— START OF Records for the exercise —

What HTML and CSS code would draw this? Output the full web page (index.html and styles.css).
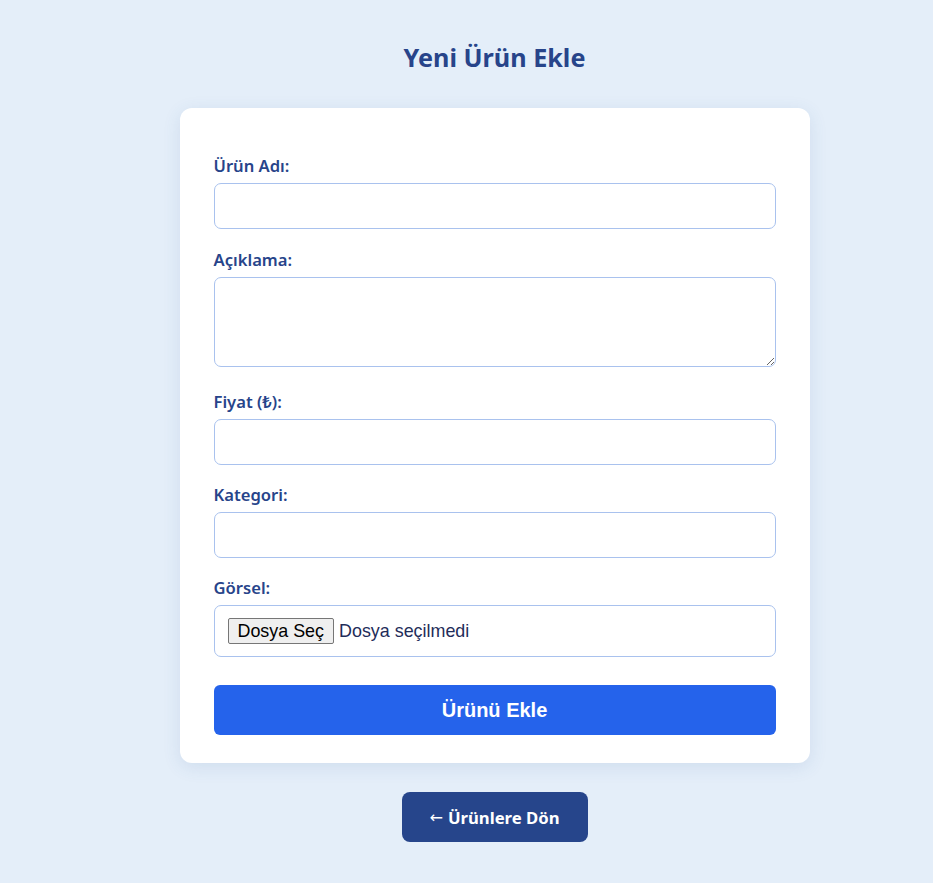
FILE: index.html
```html
<!DOCTYPE html>
<html lang="tr">
<head>
<meta charset="utf-8">
<title>Yeni Ürün Ekle</title>
<link rel="stylesheet" href="styles.css">
</head>
<body>
<main class="page">
  <h1 class="title">Yeni Ürün Ekle</h1>
  <form class="card">
    <div class="field">
      <label class="label" for="ad">Ürün Adı:</label>
      <input class="input" id="ad" type="text">
    </div>
    <div class="field field-area">
      <label class="label" for="aciklama">Açıklama:</label>
      <textarea class="input textarea" id="aciklama"></textarea>
    </div>
    <div class="field">
      <label class="label" for="fiyat">Fiyat (₺):</label>
      <input class="input" id="fiyat" type="text">
    </div>
    <div class="field">
      <label class="label" for="kategori">Kategori:</label>
      <input class="input" id="kategori" type="text">
    </div>
    <div class="field">
      <span class="label">Görsel:</span>
      <label class="input file">
        <input class="file-hidden" type="file">
        <span class="file-btn">Dosya Seç</span>
        <span class="file-text">Dosya seçilmedi</span>
      </label>
    </div>
    <button class="submit" type="button">Ürünü Ekle</button>
  </form>
  <a class="back" href="#"><span class="arrow">←</span> Ürünlere Dön</a>
</main>
</body>
</html>
```
FILE: styles.css
```css
* { box-sizing: border-box; }
html, body { margin: 0; padding: 0; }
body {
  background: #e4eef9;
  font-family: "Noto Sans", "Open Sans", sans-serif;
  color: #27448a;
  min-height: 883px;
}
.page {
  display: flex;
  flex-direction: column;
  align-items: center;
  padding: 40px 0 0 56px;
}
.title {
  margin: 0 0 34px;
  font-size: 25.2px;
  line-height: 34px;
  font-weight: 700;
  color: #27448a;
}
.card {
  width: 630px;
  background: #fff;
  border-radius: 12px;
  box-shadow: 0 4px 18px rgba(60, 100, 160, 0.12);
  padding: 47px 34px 28px;
  display: flex;
  flex-direction: column;
}
.field {
  display: flex;
  flex-direction: column;
  margin-bottom: 19px;
}
.field:first-child { margin-bottom: 20px; }
.field-area { margin-bottom: 24px; }
.label {
  display: block;
  height: 22px;
  font-size: 16.6px;
  font-weight: 600;
  line-height: 22px;
  margin-bottom: 6px;
  color: #27448a;
}
.input {
  width: 100%;
  height: 46px;
  border: 1px solid #a9c2ee;
  border-radius: 7px;
  background: #fff;
  font-size: 16px;
  padding: 10px 12px;
  font-family: inherit;
}
.textarea {
  height: 90px;
  resize: vertical;
  display: block;
}
.file {
  height: 52px;
  display: flex;
  align-items: center;
  padding: 0 13px;
  font-family: "Liberation Sans", Arial, sans-serif;
  font-size: 17.9px;
  cursor: pointer;
}
.file-hidden { display: none; }
.file-btn {
  background: #efefef;
  border: 1px solid #767676;
  border-radius: 2px;
  padding: 1px 9px;
  line-height: 22px;
  color: #000;
  margin-right: 5px;
}
.file-text { color: #1f2d5a; }
.submit {
  margin-top: 9px;
  height: 50px;
  border: none;
  border-radius: 6px;
  background: #2563eb;
  color: #fff;
  font-family: "Liberation Sans", Arial, sans-serif;
  font-size: 20px;
  font-weight: 700;
  cursor: pointer;
}
.back {
  margin-top: 29px;
  width: 186px;
  height: 50px;
  border-radius: 8px;
  background: #26458b;
  color: #fff;
  text-decoration: none;
  font-weight: 700;
  font-size: 16.7px;
  display: flex;
  align-items: center;
  justify-content: center;
  gap: 5px;
}
.arrow {
  font-family: "DejaVu Sans", sans-serif;
  font-weight: 400;
  font-size: 16px;
}
```
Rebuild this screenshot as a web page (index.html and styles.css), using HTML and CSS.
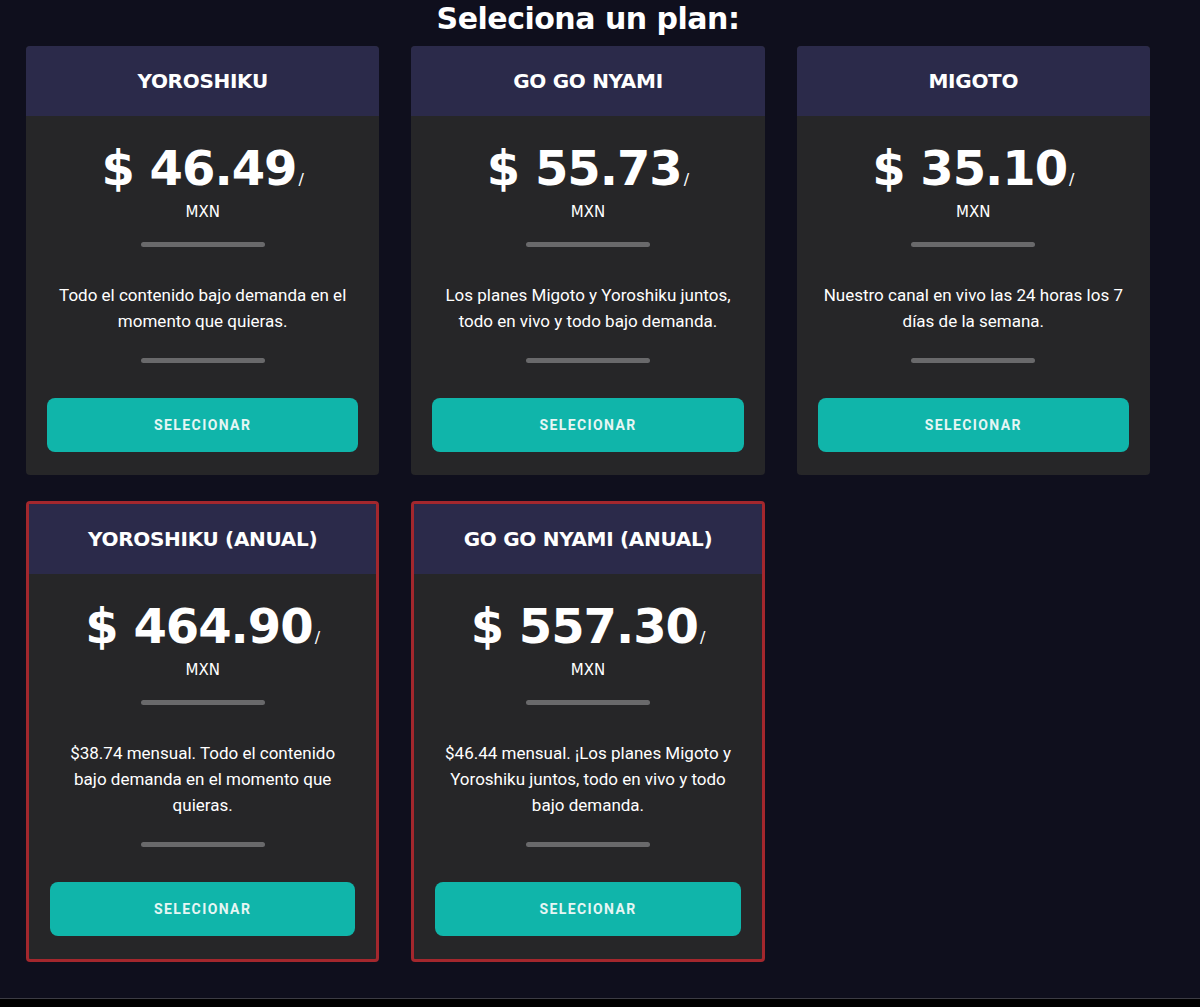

— END OF Records for the exercise —

Every entry should be returned exactly as written, minus the pictures.

What HTML and CSS code would draw this? Output the full web page (index.html and styles.css).
FILE: index.html
```html
<!DOCTYPE html>
<html lang="tr">
<head>
<meta charset="utf-8">
<title>Yeni Ürün Ekle</title>
<link rel="stylesheet" href="styles.css">
</head>
<body>
<main class="page">
  <h1 class="title">Yeni Ürün Ekle</h1>
  <form class="card">
    <div class="field">
      <label class="label" for="ad">Ürün Adı:</label>
      <input class="input" id="ad" type="text">
    </div>
    <div class="field field-area">
      <label class="label" for="aciklama">Açıklama:</label>
      <textarea class="input textarea" id="aciklama"></textarea>
    </div>
    <div class="field">
      <label class="label" for="fiyat">Fiyat (₺):</label>
      <input class="input" id="fiyat" type="text">
    </div>
    <div class="field">
      <label class="label" for="kategori">Kategori:</label>
      <input class="input" id="kategori" type="text">
    </div>
    <div class="field">
      <span class="label">Görsel:</span>
      <label class="input file">
        <input class="file-hidden" type="file">
        <span class="file-btn">Dosya Seç</span>
        <span class="file-text">Dosya seçilmedi</span>
      </label>
    </div>
    <button class="submit" type="button">Ürünü Ekle</button>
  </form>
  <a class="back" href="#"><span class="arrow">←</span> Ürünlere Dön</a>
</main>
</body>
</html>
```
FILE: styles.css
```css
* { box-sizing: border-box; }
html, body { margin: 0; padding: 0; }
body {
  background: #e4eef9;
  font-family: "Noto Sans", "Open Sans", sans-serif;
  color: #27448a;
  min-height: 883px;
}
.page {
  display: flex;
  flex-direction: column;
  align-items: center;
  padding: 40px 0 0 56px;
}
.title {
  margin: 0 0 34px;
  font-size: 25.2px;
  line-height: 34px;
  font-weight: 700;
  color: #27448a;
}
.card {
  width: 630px;
  background: #fff;
  border-radius: 12px;
  box-shadow: 0 4px 18px rgba(60, 100, 160, 0.12);
  padding: 47px 34px 28px;
  display: flex;
  flex-direction: column;
}
.field {
  display: flex;
  flex-direction: column;
  margin-bottom: 19px;
}
.field:first-child { margin-bottom: 20px; }
.field-area { margin-bottom: 24px; }
.label {
  display: block;
  height: 22px;
  font-size: 16.6px;
  font-weight: 600;
  line-height: 22px;
  margin-bottom: 6px;
  color: #27448a;
}
.input {
  width: 100%;
  height: 46px;
  border: 1px solid #a9c2ee;
  border-radius: 7px;
  background: #fff;
  font-size: 16px;
  padding: 10px 12px;
  font-family: inherit;
}
.textarea {
  height: 90px;
  resize: vertical;
  display: block;
}
.file {
  height: 52px;
  display: flex;
  align-items: center;
  padding: 0 13px;
  font-family: "Liberation Sans", Arial, sans-serif;
  font-size: 17.9px;
  cursor: pointer;
}
.file-hidden { display: none; }
.file-btn {
  background: #efefef;
  border: 1px solid #767676;
  border-radius: 2px;
  padding: 1px 9px;
  line-height: 22px;
  color: #000;
  margin-right: 5px;
}
.file-text { color: #1f2d5a; }
.submit {
  margin-top: 9px;
  height: 50px;
  border: none;
  border-radius: 6px;
  background: #2563eb;
  color: #fff;
  font-family: "Liberation Sans", Arial, sans-serif;
  font-size: 20px;
  font-weight: 700;
  cursor: pointer;
}
.back {
  margin-top: 29px;
  width: 186px;
  height: 50px;
  border-radius: 8px;
  background: #26458b;
  color: #fff;
  text-decoration: none;
  font-weight: 700;
  font-size: 16.7px;
  display: flex;
  align-items: center;
  justify-content: center;
  gap: 5px;
}
.arrow {
  font-family: "DejaVu Sans", sans-serif;
  font-weight: 400;
  font-size: 16px;
}
```
Rebuild this screenshot as a web page (index.html and styles.css), using HTML and CSS.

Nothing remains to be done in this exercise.